I just have to take a minute to vent about how immature people can be and how sick I am of it! I am involved in planning a baby shower for my bestie, and I am working with another few of her besties and her sister. The sister and I were meeting tonight to go over all of her wonderful ideas, since she's really creating the vision and we're helping her achieve it. During our discussion, it basically came out that the old HS bestie doesn't want to work with me and other college bestie in the planning process and would prefer to only deal with the sister. Are you f*cking kidding me?! People, we are 30 years old. This is your alleged best friend since high school and you can't bother to email or converse with me about the planning of her first baby shower? Really mature. It is taking all I have not to send her a nasty "grow the hell up" email.
This isn't the first time I've encountered her immature and selfish ways. She pulled the same crap when it came to the wedding showers and bachelorette party. It's not just that she wants to be the leader and center of attention, but it's that she also complains to the mom-to-be about everything. For example, we were originally doing two showers - one hometown/family, one home of the mom/dad-to-be. My friend and I were hosting the home of the mom-to-be, and the sis and HS bestie were hosting the hometown/family shower. Well, HS bestie emails mom-to-be and complains that she "didn't know she was getting stuck with the grandmas" and that she wished she was throwing the fun party. Are you serious? First, why are you complaining? If you are the best friend, do your job and act like it! Second, you live in the hometown. Why wouldn't you be hosting the family party? And you grew up with her family, so why would "being with the grandmas" be so bad?
So this sparked an upheaval and now we are doing one big shower. Honestly, I am fine either way - I am just happy to be participating and be involved in the shower. It's just beyond annoying that HS bestie won't deign to speak to me or the other college bestie, and yet she feels like none of her ideas are being heard. Hello!? How can we hear your ideas if you won't bother to speak with us. Needless to say, I am not to happy about this person and am not looking forward to seeing her at the shower. However I will keep it to myself and keep the mom-to-be out of it! She should be enjoying these last few months of pregnancy and not dealing with useless drama.

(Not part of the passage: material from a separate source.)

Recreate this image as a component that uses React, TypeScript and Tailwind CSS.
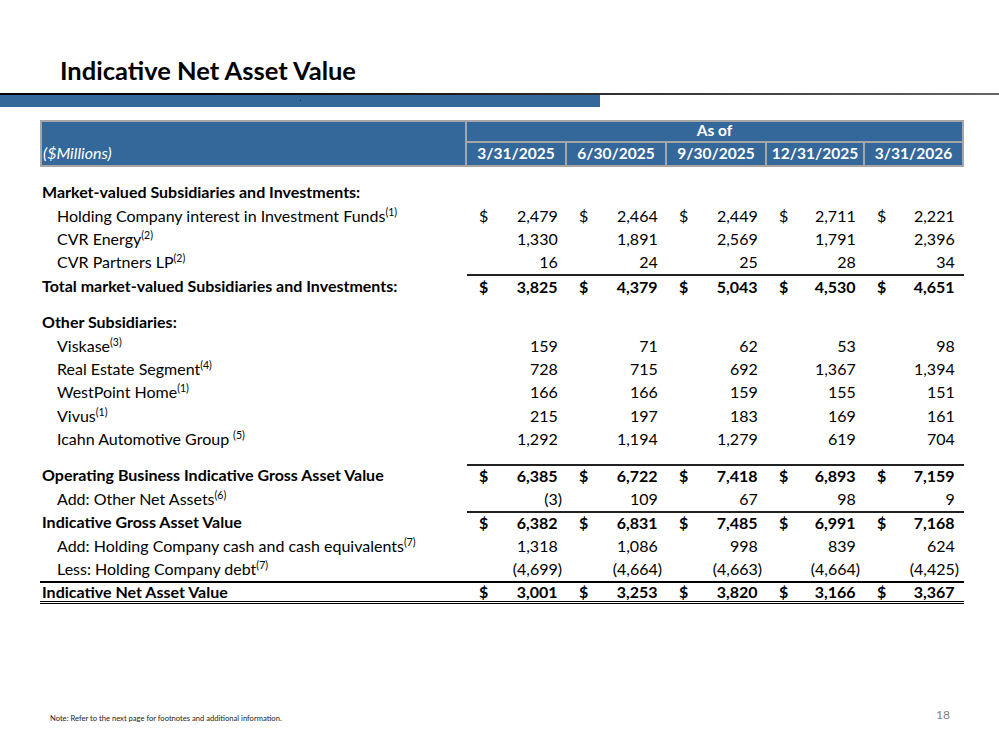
import React from "react";

type Row = {
  label: string;
  sup?: string;
  supGap?: boolean;
  indent?: boolean;
  bold?: boolean;
  dollar?: boolean;
  vals?: string[];
  numTop?: boolean;
  fullTop?: boolean;
  doubleBottom?: boolean;
  gapBefore?: boolean;
};

const colW = ["w-[100px]", "w-[100px]", "w-[100px]", "w-[98px]", "w-[99px]"];
const dates = ["3/31/2025", "6/30/2025", "9/30/2025", "12/31/2025", "3/31/2026"];

const rows: Row[] = [
  { label: "Market-valued Subsidiaries and Investments:", bold: true },
  { label: "Holding Company interest in Investment Funds", sup: "(1)", indent: true, dollar: true, vals: ["2,479", "2,464", "2,449", "2,711", "2,221"] },
  { label: "CVR Energy", sup: "(2)", indent: true, vals: ["1,330", "1,891", "2,569", "1,791", "2,396"] },
  { label: "CVR Partners LP", sup: "(2)", indent: true, vals: ["16", "24", "25", "28", "34"] },
  { label: "Total market-valued Subsidiaries and Investments:", bold: true, dollar: true, numTop: true, vals: ["3,825", "4,379", "5,043", "4,530", "4,651"] },
  { label: "Other Subsidiaries:", bold: true, gapBefore: true },
  { label: "Viskase", sup: "(3)", indent: true, vals: ["159", "71", "62", "53", "98"] },
  { label: "Real Estate Segment", sup: "(4)", indent: true, vals: ["728", "715", "692", "1,367", "1,394"] },
  { label: "WestPoint Home", sup: "(1)", indent: true, vals: ["166", "166", "159", "155", "151"] },
  { label: "Vivus", sup: "(1)", indent: true, vals: ["215", "197", "183", "169", "161"] },
  { label: "Icahn Automotive Group", sup: "(5)", supGap: true, indent: true, vals: ["1,292", "1,194", "1,279", "619", "704"] },
  { label: "Operating Business Indicative Gross Asset Value", bold: true, dollar: true, numTop: true, gapBefore: true, vals: ["6,385", "6,722", "7,418", "6,893", "7,159"] },
  { label: "Add: Other Net Assets", sup: "(6)", indent: true, vals: ["(3)", "109", "67", "98", "9"] },
  { label: "Indicative Gross Asset Value", bold: true, dollar: true, numTop: true, vals: ["6,382", "6,831", "7,485", "6,991", "7,168"] },
  { label: "Add: Holding Company cash and cash equivalents", sup: "(7)", indent: true, vals: ["1,318", "1,086", "998", "839", "624"] },
  { label: "Less: Holding Company debt", sup: "(7)", indent: true, vals: ["(4,699)", "(4,664)", "(4,663)", "(4,664)", "(4,425)"] },
  { label: "Indicative Net Asset Value", bold: true, dollar: true, fullTop: true, doubleBottom: true, vals: ["3,001", "3,253", "3,820", "3,166", "3,367"] },
];

function Num({ v }: { v: string }) {
  const neg = v.startsWith("(");
  return (
    <span>
      {v}
      {!neg && <span className="invisible">)</span>}
    </span>
  );
}

function TableRow({ r }: { r: Row }) {
  return (
    <div
      className={`flex h-[23.4px] items-center ${r.gapBefore ? "mt-[13px]" : ""} ${
        r.fullTop ? "border-t-2 border-[#222]" : ""
      } ${r.doubleBottom ? "border-b-[3px] border-double border-black" : ""}`}
    >
      <div className={`w-[427px] whitespace-nowrap ${r.indent ? "pl-[17px]" : "pl-[2px]"} ${r.bold ? "font-bold" : ""}`}>
        {r.label}
        {r.sup && (
          <sup className={`text-[10.5px] -top-[6px] ${r.supGap ? "ml-[4px]" : ""}`}>{r.sup}</sup>
        )}
      </div>
      {r.vals && (
        <div className={`flex h-full items-center ${r.numTop ? "border-t-2 border-[#222]" : ""}`}>
          {r.vals.map((v, i) => (
            <div key={i} className={`${colW[i]} flex justify-between pl-[12px] pr-[5px] ${r.bold ? "font-bold" : ""}`}>
              <span>{r.dollar ? "$" : ""}</span>
              <Num v={v} />
            </div>
          ))}
        </div>
      )}
    </div>
  );
}

export default function App() {
  return (
    <div className="w-[999px] h-[750px] bg-white text-black flex flex-col font-['Lato','Liberation_Sans',sans-serif]">
      <div className="h-[93px] pl-[60px] pt-[55px] text-[25.5px] font-bold leading-[30px] whitespace-nowrap">
        Indicative Net Asset Value
      </div>
      <div className="h-[1.5px] bg-gradient-to-r from-black via-[#222] to-[#666]" />
      <div className="h-[12px] w-[600px] bg-[#34679a] flex justify-center items-center">
        <span className="block w-[1px] h-[1px] bg-[#1b2b40]" />
      </div>

      <div className="ml-[40px] mt-[13px] w-[924px] text-[16px] leading-none">
        <div className="flex border-2 border-[#a6a6a6] bg-[#34679a] text-white text-[15.5px]">
          <div className="w-[425px] flex items-end pl-[1px] pb-[4px] italic text-[16px]">($Millions)</div>
          <div className="flex flex-col border-l-2 border-[#a6a6a6]">
            <div className="h-[21px] flex items-center justify-center font-bold border-b-2 border-[#a6a6a6]">
              As of
            </div>
            <div className="flex h-[22px]">
              {dates.map((d, i) => (
                <div
                  key={d}
                  className={`${i === 0 ? "w-[98px]" : colW[i]} ${i > 0 ? "border-l-2 border-[#a6a6a6]" : ""} flex items-center justify-center font-bold`}
                >
                  {d}
                </div>
              ))}
            </div>
          </div>
        </div>

        <div className="mt-[14px]">
          {rows.map((r) => (
            <TableRow key={r.label} r={r} />
          ))}
        </div>
      </div>

      <div className="mt-auto flex items-end justify-between pl-[50px] pr-[49px] pb-[26px]">
        <span className="text-[7.6px] text-[#222]">Note: Refer to the next page for footnotes and additional information.</span>
        <span className="text-[12px] text-[#7f7f7f]">18</span>
      </div>
    </div>
  );
}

So apparently HS bestie spent the weekend with mom-to-be and yet again brought up issues about the shower planning. WTH? On Friday, I sent out the invite preview and she replied through her intermediary (i.e. mom-to-be's sister) that she didn't want her name on the invite. Seriously? And then she grumbles to mom-to-be about this and told her she didn't feel the need to be included on the invite because her sister clearly has the shower planned out and she's just going to be bringing a few dishes of food. So then mom-to-be emails us and is paranoid that her sister isn't working well with us as a team. This is so not an issue and honestly if it was, it's not something that mom-to-be would need to know about anyway. Us college besties know how to work as a team and are not having major issues like this, why can't this chick grow up? Argh!!